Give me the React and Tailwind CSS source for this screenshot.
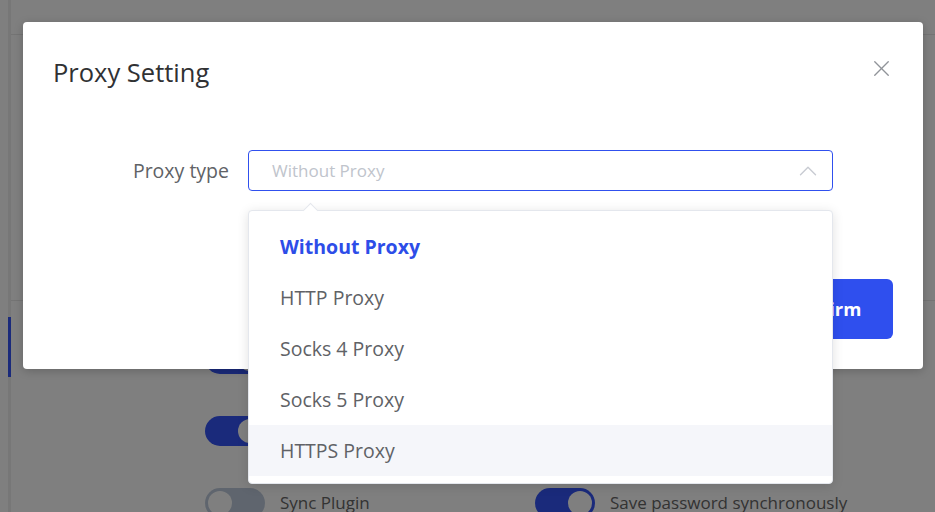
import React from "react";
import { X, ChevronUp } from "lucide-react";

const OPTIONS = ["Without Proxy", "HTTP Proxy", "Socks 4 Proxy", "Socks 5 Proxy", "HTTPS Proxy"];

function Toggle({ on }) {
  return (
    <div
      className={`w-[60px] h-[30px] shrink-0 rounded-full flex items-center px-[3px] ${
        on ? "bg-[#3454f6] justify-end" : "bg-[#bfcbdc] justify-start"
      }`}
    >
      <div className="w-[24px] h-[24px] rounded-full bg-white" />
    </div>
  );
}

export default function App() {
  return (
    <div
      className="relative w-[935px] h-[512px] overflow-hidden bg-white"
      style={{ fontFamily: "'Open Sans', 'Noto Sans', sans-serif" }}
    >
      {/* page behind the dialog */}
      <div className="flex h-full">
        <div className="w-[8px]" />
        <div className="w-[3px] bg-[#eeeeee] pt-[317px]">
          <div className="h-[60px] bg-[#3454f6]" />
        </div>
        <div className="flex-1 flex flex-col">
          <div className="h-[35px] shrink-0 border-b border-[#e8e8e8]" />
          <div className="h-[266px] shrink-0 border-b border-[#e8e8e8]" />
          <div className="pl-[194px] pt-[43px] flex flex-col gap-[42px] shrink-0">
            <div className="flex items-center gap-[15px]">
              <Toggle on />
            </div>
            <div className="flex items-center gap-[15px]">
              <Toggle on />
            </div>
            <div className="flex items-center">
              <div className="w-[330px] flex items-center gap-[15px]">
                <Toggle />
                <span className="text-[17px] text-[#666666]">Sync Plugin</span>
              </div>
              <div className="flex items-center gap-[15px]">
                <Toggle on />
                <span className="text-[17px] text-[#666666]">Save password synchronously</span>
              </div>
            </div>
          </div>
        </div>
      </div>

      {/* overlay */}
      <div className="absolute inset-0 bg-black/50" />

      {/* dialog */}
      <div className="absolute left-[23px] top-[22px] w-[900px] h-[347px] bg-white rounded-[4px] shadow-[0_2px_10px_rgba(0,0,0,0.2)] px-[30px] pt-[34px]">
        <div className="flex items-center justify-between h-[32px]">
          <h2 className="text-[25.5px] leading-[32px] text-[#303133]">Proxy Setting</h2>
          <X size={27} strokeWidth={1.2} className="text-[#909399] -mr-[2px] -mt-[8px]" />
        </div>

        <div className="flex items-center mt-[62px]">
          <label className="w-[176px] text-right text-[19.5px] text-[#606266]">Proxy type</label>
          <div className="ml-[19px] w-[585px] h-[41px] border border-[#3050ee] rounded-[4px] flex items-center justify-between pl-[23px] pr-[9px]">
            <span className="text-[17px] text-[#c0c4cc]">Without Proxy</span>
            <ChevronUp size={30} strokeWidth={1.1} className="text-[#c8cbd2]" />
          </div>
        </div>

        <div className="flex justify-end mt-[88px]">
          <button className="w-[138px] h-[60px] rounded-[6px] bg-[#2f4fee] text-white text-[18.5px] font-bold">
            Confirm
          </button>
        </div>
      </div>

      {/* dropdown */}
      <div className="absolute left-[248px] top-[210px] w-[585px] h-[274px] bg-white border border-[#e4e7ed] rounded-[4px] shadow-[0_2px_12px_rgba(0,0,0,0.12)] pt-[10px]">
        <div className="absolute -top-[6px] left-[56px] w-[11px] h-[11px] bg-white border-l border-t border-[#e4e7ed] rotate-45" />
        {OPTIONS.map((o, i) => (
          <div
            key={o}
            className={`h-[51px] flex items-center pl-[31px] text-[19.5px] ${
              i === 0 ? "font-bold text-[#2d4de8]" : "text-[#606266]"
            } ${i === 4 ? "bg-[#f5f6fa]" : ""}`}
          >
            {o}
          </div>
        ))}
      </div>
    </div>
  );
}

# SET PROBLEM:
Without the pictures, copy the material exactly as given.

# OUTPUT FOR THIS TASK:
Give me the React and Tailwind CSS source for this screenshot.
import React from "react";
import { X, ChevronUp } from "lucide-react";

const OPTIONS = ["Without Proxy", "HTTP Proxy", "Socks 4 Proxy", "Socks 5 Proxy", "HTTPS Proxy"];

function Toggle({ on }) {
  return (
    <div
      className={`w-[60px] h-[30px] shrink-0 rounded-full flex items-center px-[3px] ${
        on ? "bg-[#3454f6] justify-end" : "bg-[#bfcbdc] justify-start"
      }`}
    >
      <div className="w-[24px] h-[24px] rounded-full bg-white" />
    </div>
  );
}

export default function App() {
  return (
    <div
      className="relative w-[935px] h-[512px] overflow-hidden bg-white"
      style={{ fontFamily: "'Open Sans', 'Noto Sans', sans-serif" }}
    >
      {/* page behind the dialog */}
      <div className="flex h-full">
        <div className="w-[8px]" />
        <div className="w-[3px] bg-[#eeeeee] pt-[317px]">
          <div className="h-[60px] bg-[#3454f6]" />
        </div>
        <div className="flex-1 flex flex-col">
          <div className="h-[35px] shrink-0 border-b border-[#e8e8e8]" />
          <div className="h-[266px] shrink-0 border-b border-[#e8e8e8]" />
          <div className="pl-[194px] pt-[43px] flex flex-col gap-[42px] shrink-0">
            <div className="flex items-center gap-[15px]">
              <Toggle on />
            </div>
            <div className="flex items-center gap-[15px]">
              <Toggle on />
            </div>
            <div className="flex items-center">
              <div className="w-[330px] flex items-center gap-[15px]">
                <Toggle />
                <span className="text-[17px] text-[#666666]">Sync Plugin</span>
              </div>
              <div className="flex items-center gap-[15px]">
                <Toggle on />
                <span className="text-[17px] text-[#666666]">Save password synchronously</span>
              </div>
            </div>
          </div>
        </div>
      </div>

      {/* overlay */}
      <div className="absolute inset-0 bg-black/50" />

      {/* dialog */}
      <div className="absolute left-[23px] top-[22px] w-[900px] h-[347px] bg-white rounded-[4px] shadow-[0_2px_10px_rgba(0,0,0,0.2)] px-[30px] pt-[34px]">
        <div className="flex items-center justify-between h-[32px]">
          <h2 className="text-[25.5px] leading-[32px] text-[#303133]">Proxy Setting</h2>
          <X size={27} strokeWidth={1.2} className="text-[#909399] -mr-[2px] -mt-[8px]" />
        </div>

        <div className="flex items-center mt-[62px]">
          <label className="w-[176px] text-right text-[19.5px] text-[#606266]">Proxy type</label>
          <div className="ml-[19px] w-[585px] h-[41px] border border-[#3050ee] rounded-[4px] flex items-center justify-between pl-[23px] pr-[9px]">
            <span className="text-[17px] text-[#c0c4cc]">Without Proxy</span>
            <ChevronUp size={30} strokeWidth={1.1} className="text-[#c8cbd2]" />
          </div>
        </div>

        <div className="flex justify-end mt-[88px]">
          <button className="w-[138px] h-[60px] rounded-[6px] bg-[#2f4fee] text-white text-[18.5px] font-bold">
            Confirm
          </button>
        </div>
      </div>

      {/* dropdown */}
      <div className="absolute left-[248px] top-[210px] w-[585px] h-[274px] bg-white border border-[#e4e7ed] rounded-[4px] shadow-[0_2px_12px_rgba(0,0,0,0.12)] pt-[10px]">
        <div className="absolute -top-[6px] left-[56px] w-[11px] h-[11px] bg-white border-l border-t border-[#e4e7ed] rotate-45" />
        {OPTIONS.map((o, i) => (
          <div
            key={o}
            className={`h-[51px] flex items-center pl-[31px] text-[19.5px] ${
              i === 0 ? "font-bold text-[#2d4de8]" : "text-[#606266]"
            } ${i === 4 ? "bg-[#f5f6fa]" : ""}`}
          >
            {o}
          </div>
        ))}
      </div>
    </div>
  );
}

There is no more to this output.